Early in the history of controlled nuclear fusion research, Lawson demonstrated that fusion reactions can generate net energy when the product of the density (n) and plasma energy confinement time (t) exceeds nt> 10^20 s/m^3, with a temperature of 25 keV. This remarkable result has two profound consequences: firstly, at 25 keV the fusion fuel (typically isotopes of hydrogen) will be in the plasma state, which is very hard to create and confine, and secondly, a huge range of solutions are permitted, from very dense, short-lived plasmas, to very sparse, long-lived plasmas. This wide parameter space has led to a diverse range of fusion reactor concepts, the most successful of which use large, superconducting magnets to confine sparse (n~ 10^20) plasmas for seconds or use intense laser pulses to transiently compress the plasma to very high densities (n~10^30) for fractions of a nanosecond.

These two approaches, respectively called magnetically and inertially confined fusion, both require expensive drivers to reach the required temperatures and densities. Pulsed power offers a third and potentially far cheaper path, in which the application of intense electrical current is used either to Ohmically heat the plasma or to apply intense magnetic pressure to compress it. However, the plasma physics in this intermediate regime is not well understood; instabilities within the plasma, caused by the interaction of the plasma with the magnetic field, hydrodynamic instabilities, or localized runaway cooling, may reduce the plasma lifetime below the value needed for net energy gain. In this talk, I will discuss the role that university-based experiments play in understanding this physics, providing data to test the theories and validate the simulations used to design novel fusion reactor concepts, as well as how developments in pulsed power can lead to new applications for clean energy.

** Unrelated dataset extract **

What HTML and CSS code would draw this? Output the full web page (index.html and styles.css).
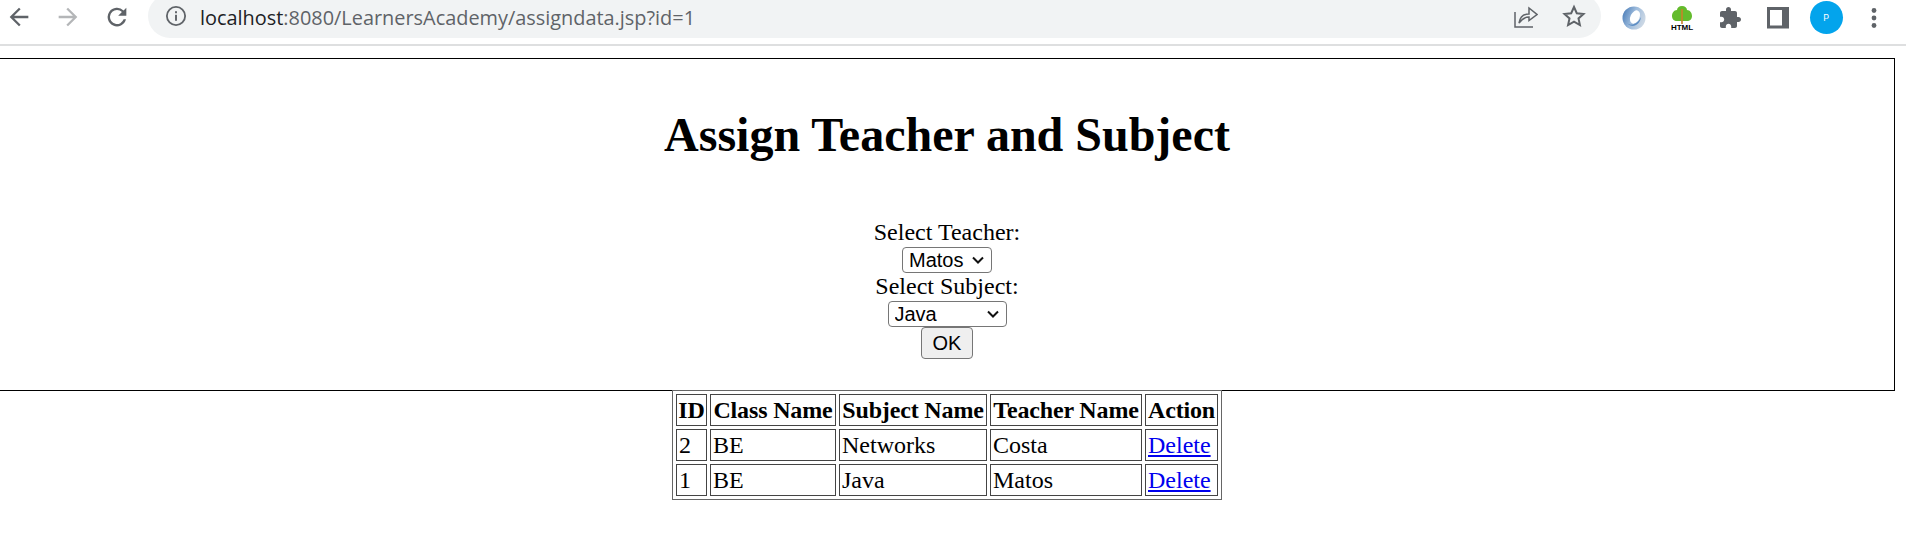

Bio: Jack Hare is an assistant professor in the School of Electrical and Computer Engineering at Cornell University. He studied natural sciences at the University of Cambridge, graduating in 2011, followed by a master’s degree in plasma physics at Princeton University in 2013. His doctoral research on the MAGPIE generator at Imperial College London was supervised by Sergey Lebedev, and he was awarded his Ph.D. in 2017. Following this, he held postdoctoral appointments at Imperial College (2017-2019 and 2020) and the Max Planck Institute for Plasma Physics in Garching, Germany (2019). In 2021, he started a new research group as an assistant professor at MIT, based around the PUFFIN pulsed-power generator, and he moved to Cornell University in 2025. He received the NSF CAREER award in 2023, and the Thomas H. Stix Award for Outstanding Early Career Contributions to Plasma Physics Research in 2025.